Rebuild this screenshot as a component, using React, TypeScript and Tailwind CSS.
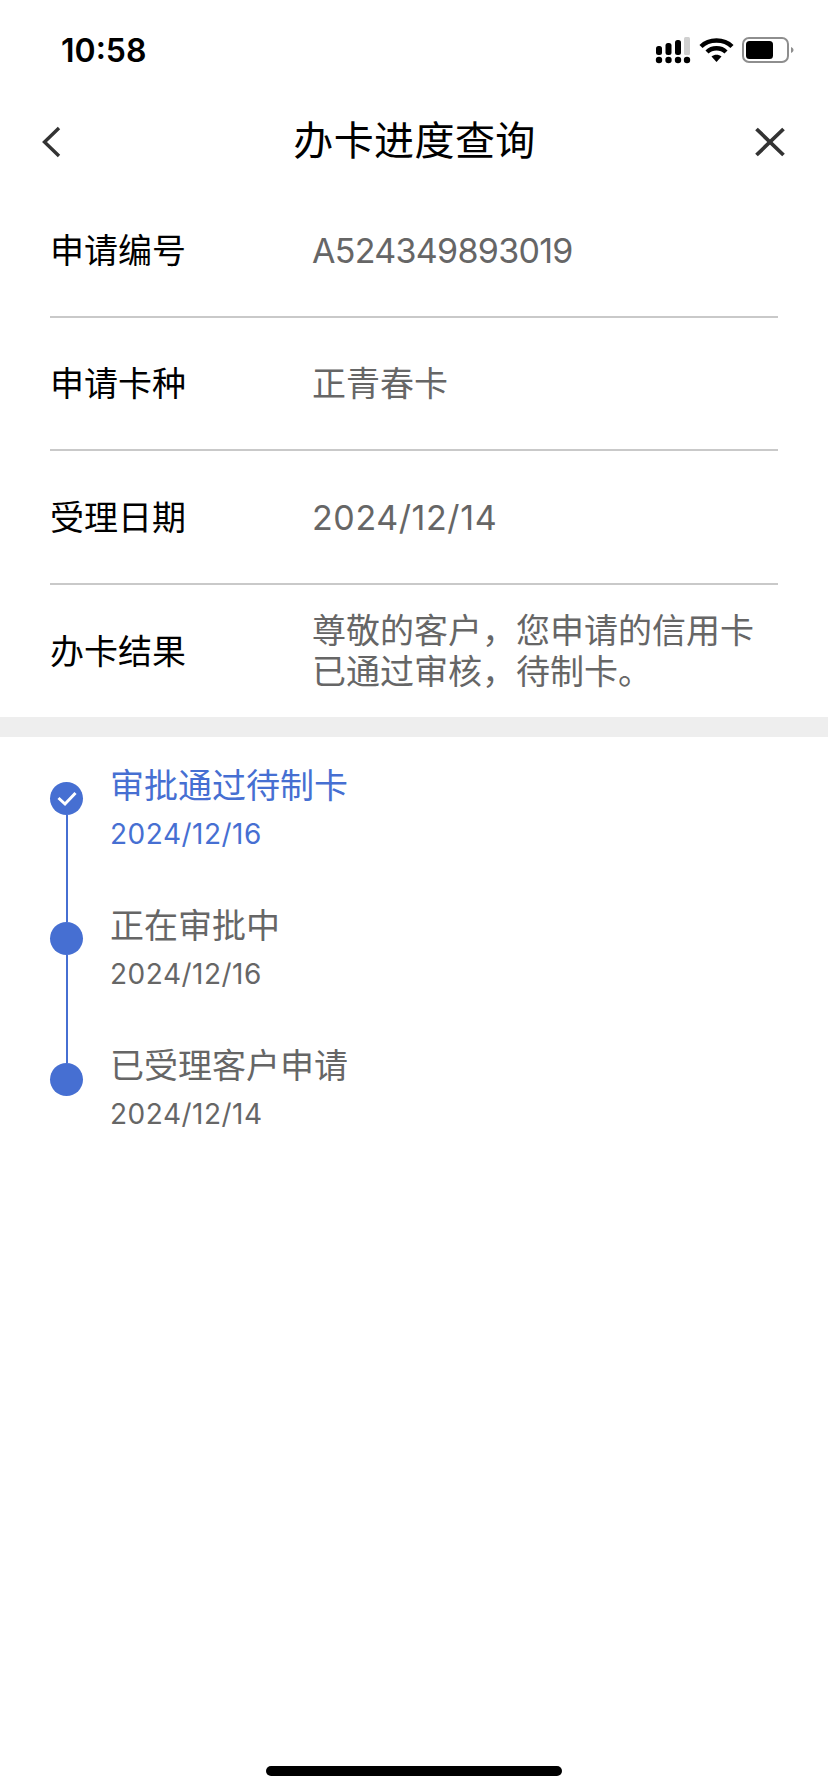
import React from 'react';

const FONT = 'font-["Inter","Noto_Sans_CJK_SC",sans-serif]';

const rows = [
  { label: '申请编号', value: 'A524349893019', valueClass: 'tracking-[-0.7px]' },
  { label: '申请卡种', value: '正青春卡', valueClass: '' },
  { label: '受理日期', value: '2024/12/14', valueClass: 'tracking-[0.6px]' },
];

const steps = [
  { title: '审批通过待制卡', date: '2024/12/16', active: true },
  { title: '正在审批中', date: '2024/12/16', active: false },
  { title: '已受理客户申请', date: '2024/12/14', active: false },
];

const StatusIcons = () => (
  <svg width="142" height="28" viewBox="0 0 142 28" className="block">
    {/* signal */}
    <g fill="#000">
      <rect x="1" y="10" width="6" height="9" rx="2.5" />
      <rect x="10.5" y="7" width="6" height="12" rx="2.5" />
      <rect x="20" y="4" width="6" height="15" rx="2.5" />
      <circle cx="4" cy="24" r="3.2" />
      <circle cx="13.5" cy="24" r="3.2" />
      <circle cx="23" cy="24" r="3.2" />
      <circle cx="32" cy="24" r="3.2" />
    </g>
    <rect x="29" y="1" width="6" height="18" rx="1.5" fill="#d0d0d0" />
    {/* wifi */}
    <g fill="none" stroke="#000" strokeWidth="4.4">
      <path d="M46 10.5 C54 2.5 69 2.5 77 10.5" />
      <path d="M52 16 C57 11 66 11 71 16" />
    </g>
    <path d="M56.5 20.5 C59.5 18 63.5 18 66.5 20.5 L61.5 26 Z" fill="#000" />
    {/* battery */}
    <rect x="88" y="2" width="45" height="24" rx="6" fill="none" stroke="#8e8e8e" strokeWidth="2" />
    <rect x="91" y="5" width="27" height="18" rx="3.5" fill="#000" />
    <path d="M136 11 C138 12 138.5 13 138.5 14 C138.5 15 138 16 136 17 Z" fill="#8e8e8e" />
  </svg>
);

export default function App() {
  return (
    <div className={`${FONT} relative flex h-[1792px] w-[828px] flex-col overflow-hidden bg-white`}>
      {/* status bar */}
      <div className="flex h-[100px] items-start justify-between pl-[61px] pr-[31px] pt-[30px]">
        <span className="text-[32px] leading-[42px] font-semibold text-black">10:58</span>
        <div className="pt-[6px]">
          <StatusIcons />
        </div>
      </div>

      {/* nav */}
      <div className="grid h-[84px] grid-cols-[1fr_auto_1fr] items-center pl-[41px] pr-[43px]">
        <svg width="20" height="32" viewBox="0 0 20 32" fill="none" stroke="#333" strokeWidth="3.4">
          <path d="M18 2 L3.5 16 L18 30" />
        </svg>
        <h1 className="pb-[2px] pl-[3px] text-[40px] leading-[56px] font-normal tracking-[0.4px] text-black">办卡进度查询</h1>
        <svg className="justify-self-end" width="30" height="30" viewBox="0 0 30 30" fill="none" stroke="#333" strokeWidth="3.8">
          <path d="M1.5 2 L28.5 28 M28.5 2 L1.5 28" />
        </svg>
      </div>

      {/* info rows */}
      <div className="mx-[50px] flex flex-col">
        {rows.map((row) => (
          <div key={row.label} className="flex h-[133.5px] items-center border-b-2 border-[#c9c9c9] pt-[2px]">
            <span className="w-[262px] text-[34px] leading-[44px] text-black">{row.label}</span>
            <span className={`text-[34px] leading-[44px] text-[#666] ${row.valueClass}`}>{row.value}</span>
          </div>
        ))}
        <div className="flex h-[132px] items-center">
          <span className="w-[262px] pt-[2px] text-[34px] leading-[44px] text-black">办卡结果</span>
          <p className="w-[450px] text-[34px] leading-[41px] text-[#666]">尊敬的客户，您申请的信用卡已通过审核，待制卡。</p>
        </div>
      </div>

      <div className="h-[20px] bg-[#eeeeee]" />

      {/* timeline */}
      <div className="flex pl-[50px] pt-[24px]">
        <div className="mr-[27px] mt-[21px] flex w-[33px] flex-col items-center">
          <div className="flex h-[33px] w-[33px] items-center justify-center rounded-full bg-[#466fd2]">
            <svg width="22" height="17" viewBox="0 0 22 17" fill="none" stroke="#fff" strokeWidth="3">
              <path d="M2.5 8 L9 14 L19.5 3" />
            </svg>
          </div>
          <div className="h-[107.5px] w-[2px] bg-[#466fd2]" />
          <div className="h-[33px] w-[33px] rounded-full bg-[#466fd2]" />
          <div className="h-[107.5px] w-[2px] bg-[#466fd2]" />
          <div className="h-[33px] w-[33px] rounded-full bg-[#466fd2]" />
        </div>
        <div className="flex flex-col">
          {steps.map((step) => (
            <div key={step.title} className={`h-[140px] ${step.active ? 'text-[#466fd2]' : 'text-[#666]'}`}>
              <div className="text-[34px] leading-[50px]">{step.title}</div>
              <div className="text-[28px] leading-[47px] tracking-[0.5px]">{step.date}</div>
            </div>
          ))}
        </div>
      </div>

      {/* home indicator */}
      <div className="mt-auto flex justify-center pb-[16px]">
        <div className="h-[10px] w-[296px] rounded-full bg-black" />
      </div>
    </div>
  );
}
· · · · ·
## What is required
Of the lines in this material, state how many hold the string "React". Write no other words.

## The completed task
2